Entitled RESOLUTION OF THE COMMON COUNCIL IN COMMEMORATION OF BLACK HISTORY MONTH AND THE VISIT OF FREDERICK DOUGLASS AND THE NATIONAL CONVENTION OF COLORED CITIZENS OF THE UNITED STATES IN OCTOBER OF 1864 TO SYRACUSE NEW YORK, AND COMMEMORATING THEIR DECLARATION OF RIGHTS AND WRONGS, TRANSLATING IT FOR OUR MODERN TIMES.


WHEREAS, on October 4th, 5th, 6th and 7th, in 1864 Frederick Douglass and the National Convention of Colored Citizens of the United States visited Syracuse, New York for a meeting to discuss the state of the ex-slave post the Civil War; and


WHEREAS, this Common Council wishes to commemorate Black History Month and the visit of the National Convention of Colored Citizens of the United States to the City of Syracuse, New York;


WHEREAS, the National Convention of Colored Citizens of the United States wrote a document modeled after the Declaration of Independence which was entitled “Declarations of Rights and Wrongs” that was read during the Convention’s visit to Syracuse, New York; and


WHEREAS, this Declarations of Rights and Wrongs is still relevant today in many ways and to commemorate Frederick Douglass’ and the National Convention of Colored Citizens’ of the United States words, this Common Council hereby makes its own, updated version staying true to the message of Frederick Douglass and his Convention, to draw attention to the fact that the fight for rights of all human beings is not over.

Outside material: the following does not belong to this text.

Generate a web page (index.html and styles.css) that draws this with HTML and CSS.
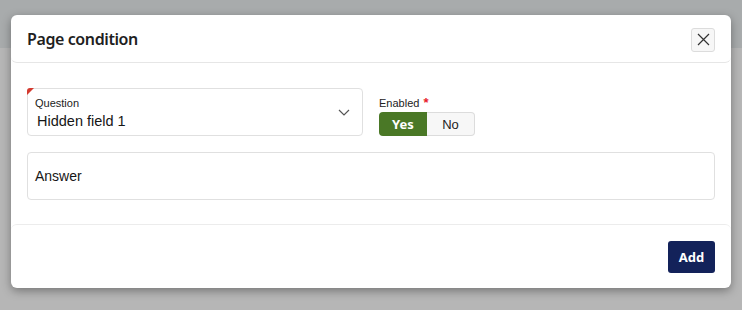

In closing, let me state emphatically that our history is American History.  Our history is SYRACUSE History, and today, with your help and the help of our elected officials, we have reconnected ourselves to a significant part of that glorious history in a way that uplifts us ALL and encourages us all to achieve greatness.  Today we show Syracuse and the world that among the once fallen descendants of Africa there is still MUCH wisdom to be learned for the redemption of the sons of men.  Thank you all for honoring me with your time and attention.  I leave you as I came, in Peace.